I think they share the rage and the shame. The difference is that I was in my twenties when I wrote Loaded, and I was in my mid-forties when I wrote Barracuda. I have a very different relationship to the characters. In Barracuda, I wanted him to survive, I wanted to take care of him, so I think that corresponds to the older Christos Tsiolkas. There is a ways to atone, to reconstitute oneself, there is a ways to finding how to speak, in life.

Another thing that connects those two characters is inarticulateness. When Ana Kokkinos directed the adaptation, she thought the novel was very cinematic. When she and Andrew Bovell came to writing the script, they realized that Ari hadn’t said anything at all! I think that inarticulateness is something that connects those two young men, that experience of translating yourself in a language you don’t know.

Literature is one of the things that allows Danny to breathe again, in many ways.

Yes, and as I said, writing it felt like writing a first novel. I’ve been touring for the book in several different countries, and what struck me in the Francophone countries is that no one asked me “who do you write for?”, whereas the English and Australian journalists always ask that. I’ve always found it a hard question because the only answer I could give is that I write for myself.

Writing Barracuda, I found myself answering the question the way I had 25 years ago, which is that I write for myself.

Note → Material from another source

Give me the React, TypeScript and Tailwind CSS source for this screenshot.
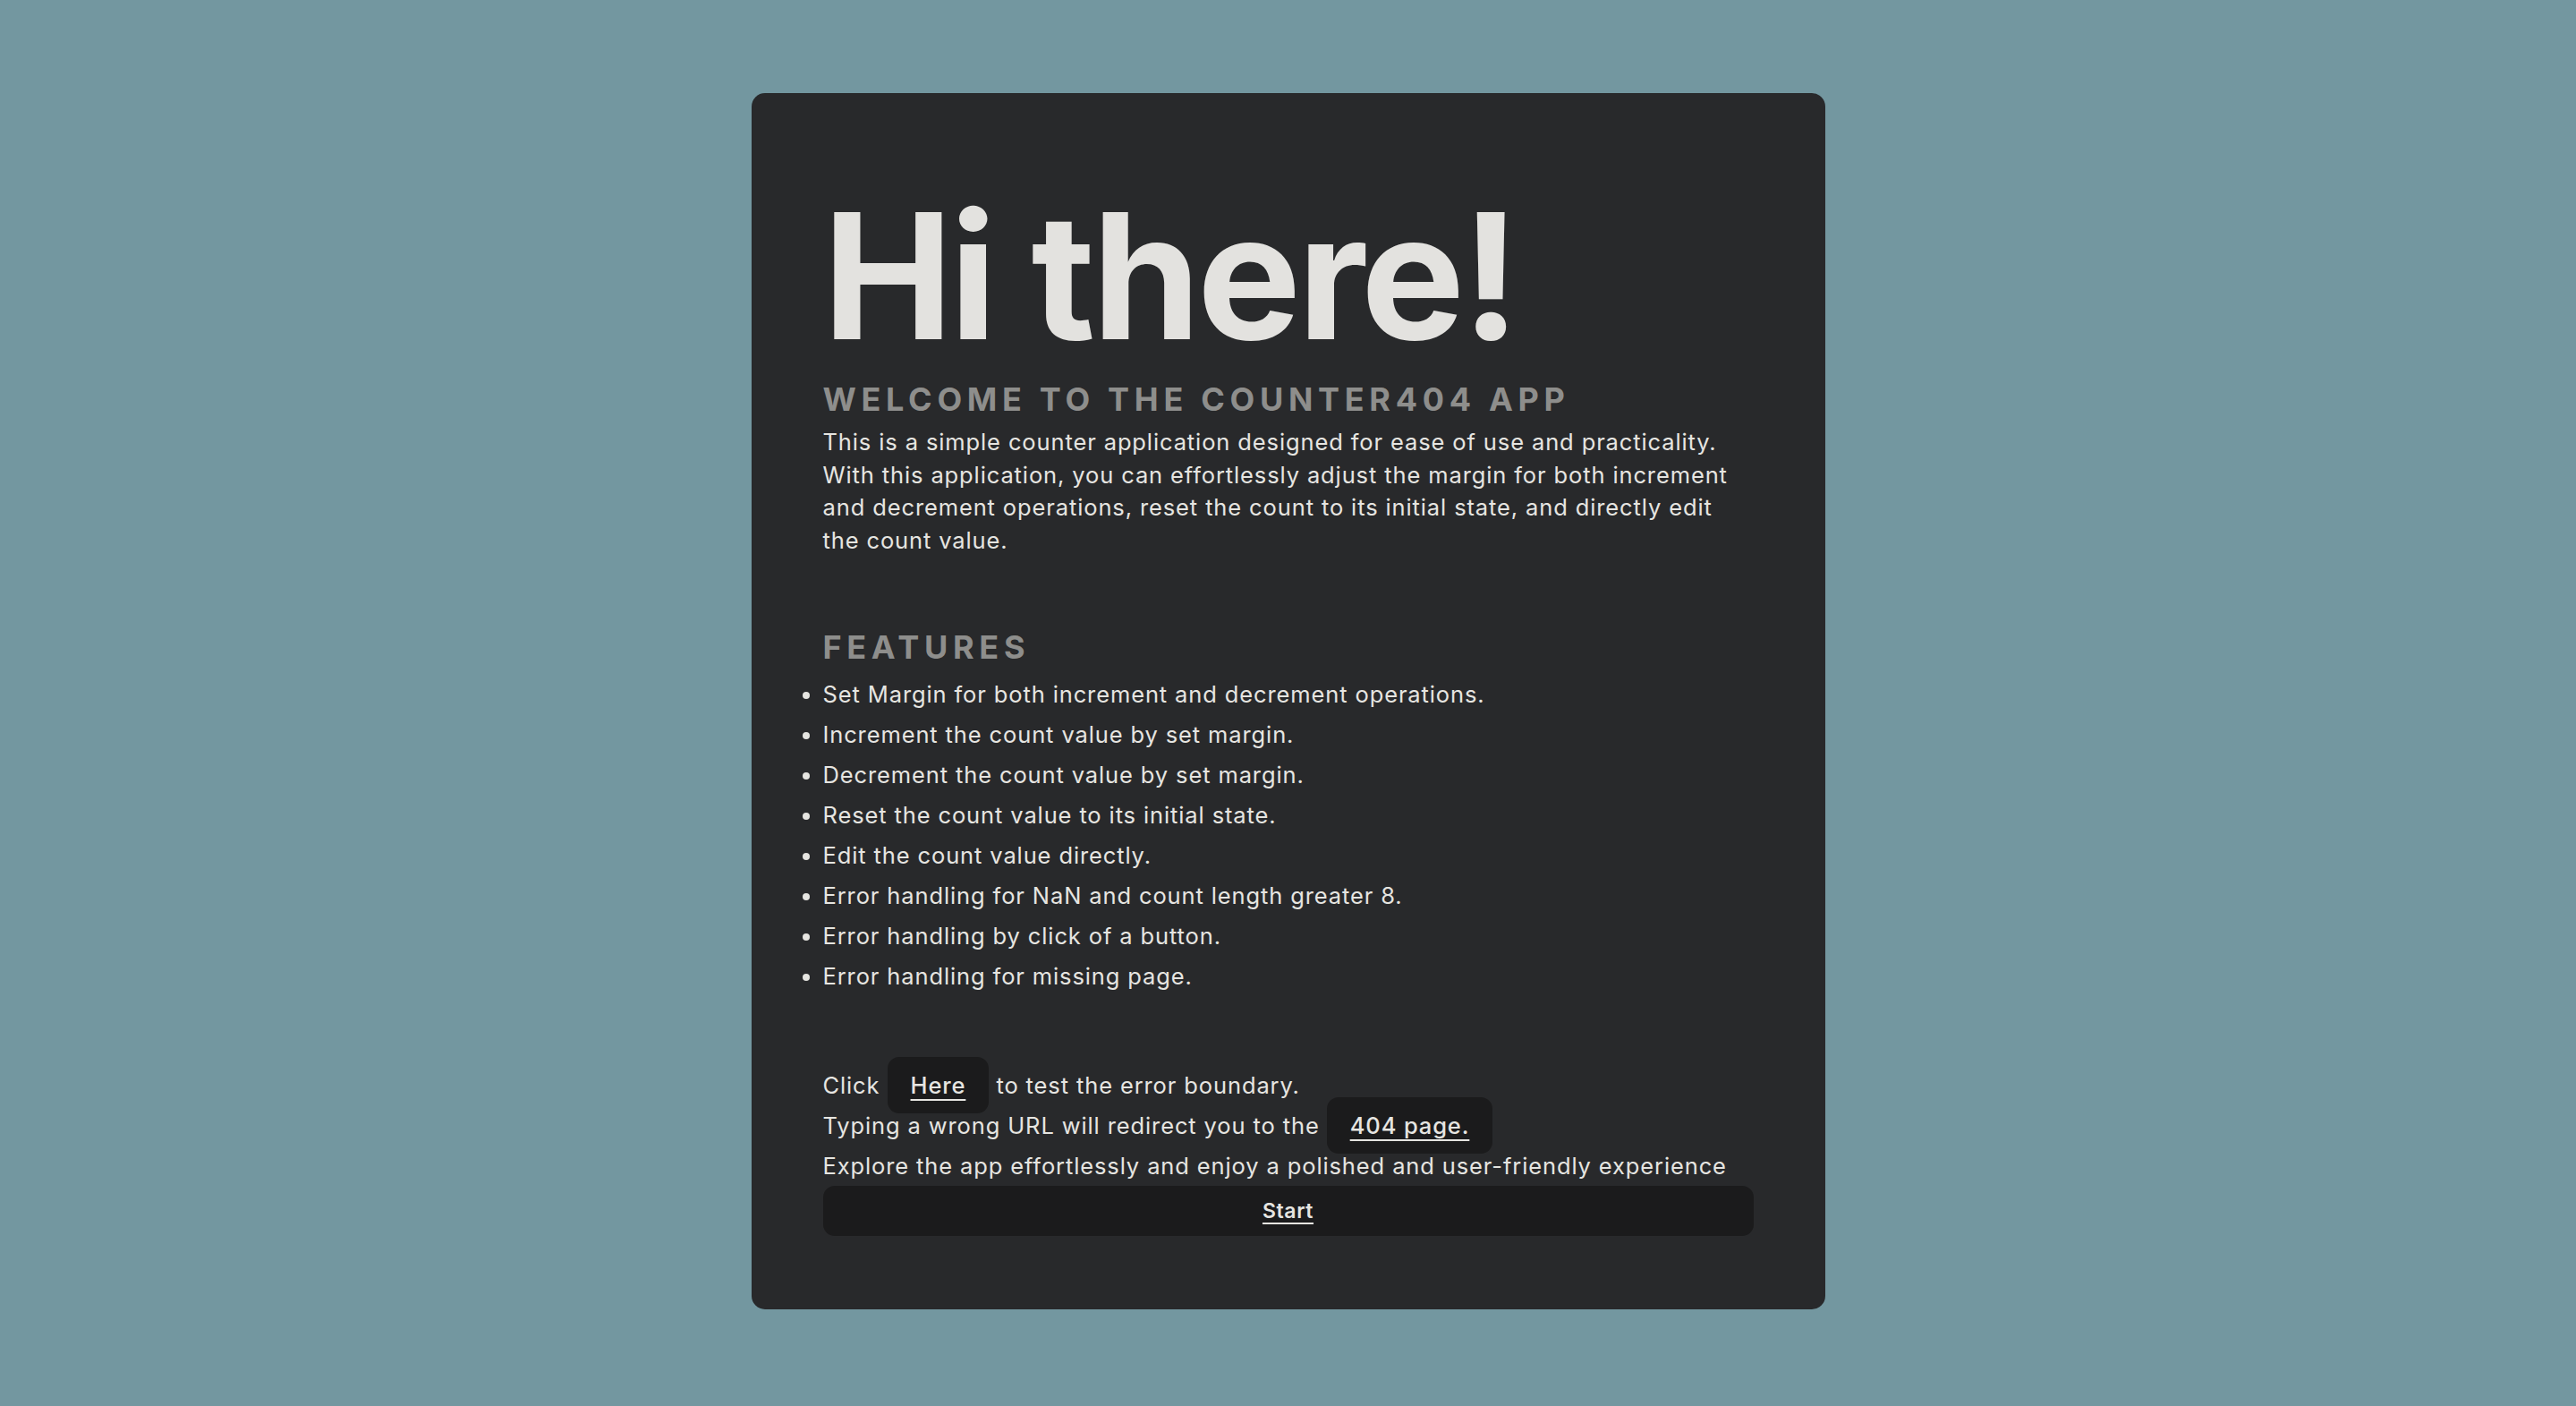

The way I got confident about my writing was by re-reading the books that had inspired me as a young person. Some of those are the books that Danny Kelly is reading: Dickens, Malouf. For me there is something about the humanism of the great novels that can actually shine a light into your misery, into your darkness, into your shame, into your fear. That is what brought me to writing, and before writing, to reading. I think it’s very easy to lose sight of that, we’re all so suspicious of words like humanism these days. It made perfect sense to me that when Danny was at his most miserable, the light would come from those books, because those are the books that shone a light for me.